Les deux  dernières affaires qui ont fait couler beaucoup d’encre sont celles de l’ONDA et du CIH. Dans les deux cas, l’ancien management est appelé à rendre des comptes. Et l’on peut compter sur la promesse du gouvernement de crever l’abcès dans tous les dossiers qui concernent l’argent public. Il lui est par ailleurs prêté l’intention de «dégeler» toutes les affaires en veilleuse et, donc, de lancer un signal à l’opinion sur sa volonté de rupture. Aucun secteur ne sera à l’abri. Lahcen Daoudi, ministre de l’Enseignement supérieur, a déjà prévenu qu’il transmettra au procureur tous les dossiers dans lesquels les services d’inspection de son ministère ont relevé de graves irrégularités. Il se dit que depuis lors, des responsables des facultés et d’écoles tremblent. A qui le tour?
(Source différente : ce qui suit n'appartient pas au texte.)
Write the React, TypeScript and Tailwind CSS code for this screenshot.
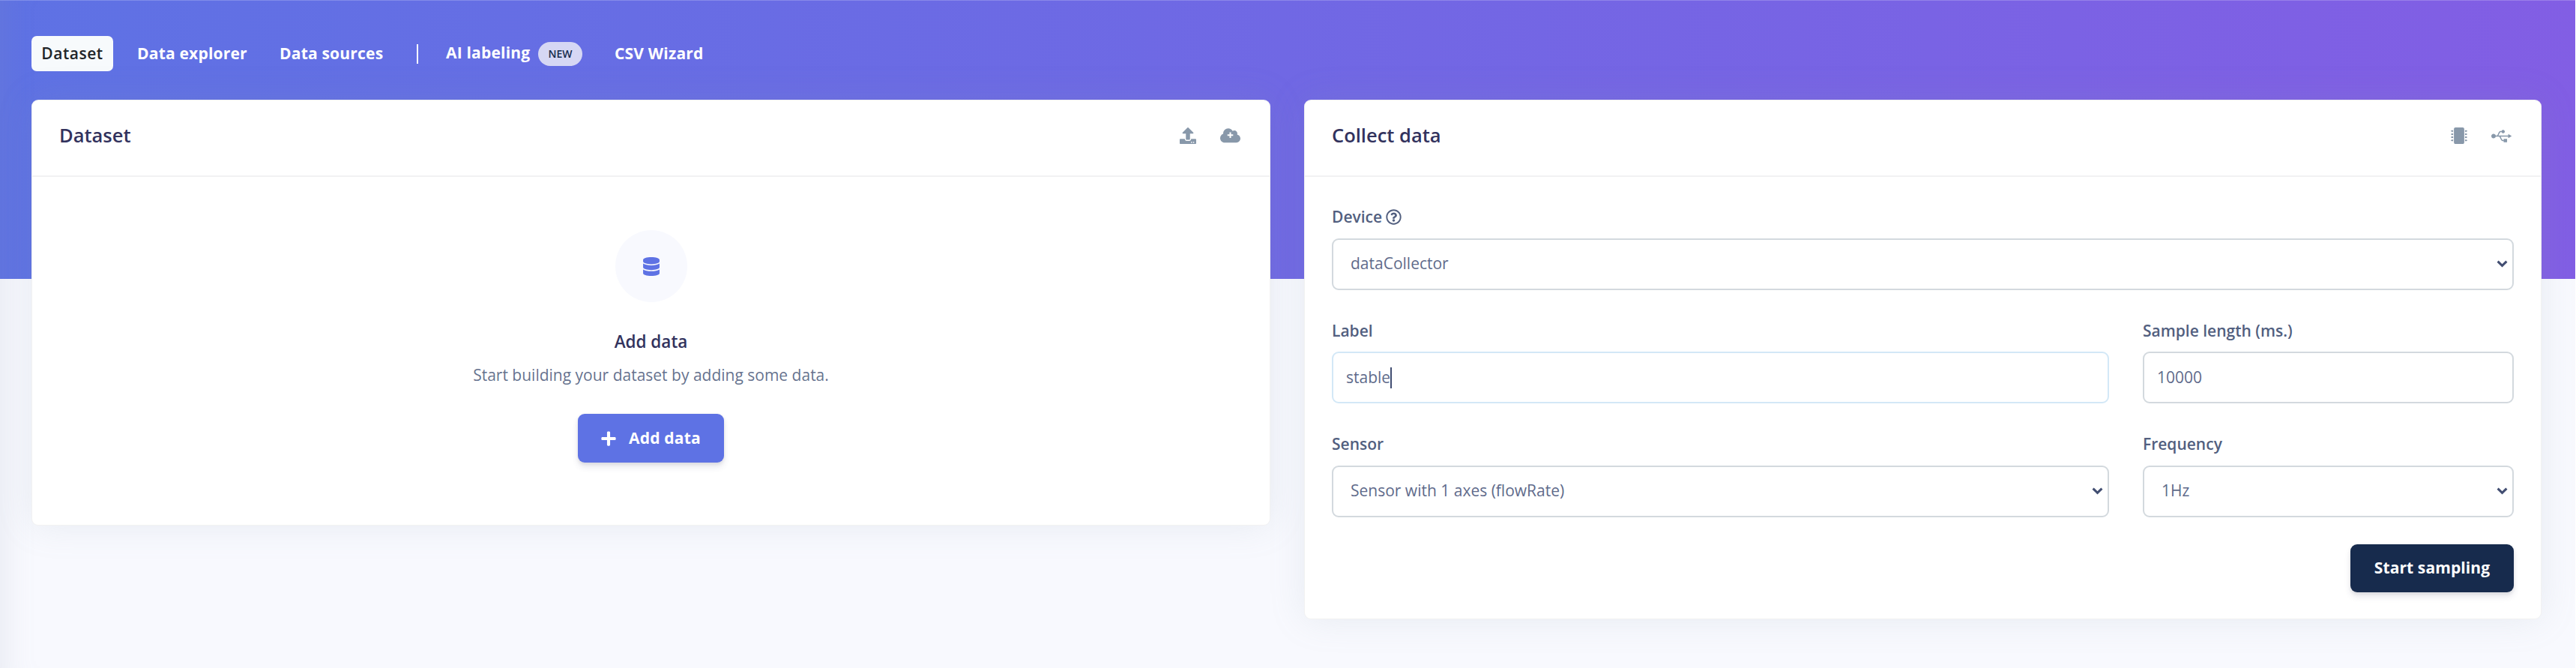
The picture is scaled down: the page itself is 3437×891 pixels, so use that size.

Dans la nouvelle Constitution
La Constitution de 2011 a introduit pour la première fois des dispositions relatives aux crimes financiers. Ainsi, l’article 36 stipule que «les infractions relatives aux conflits d'intérêts, aux délits d'initié et toutes infractions d'ordre financier sont sanctionnées par la loi. Les pouvoirs publics sont tenus de prévenir et réprimer, conformément à la loi, toute forme de délinquance liée à l'activité des administrations et des organismes publics, à l'usage des fonds dont ils disposent, à la passation et à la gestion des marchés publics». Il ne reste donc plus qu’à voir la législation mise à niveau en vue d’introduire plus de transparence, de clarté et d’affermir le principe de l’égalité devant la loi, principe défendu par la loi fondamentale du Royaume. L’article 36 prévoit également la création  d’une Instance nationale de   probité et de lutte contre la corruption.
(1) Un grand chantier de moralisation de la vie publique a été lancé dès le premier gouvernement d’alternance de Abderrahmane El Youssoufi en 1998.
(2) Article 265 du code de la procédure pénale.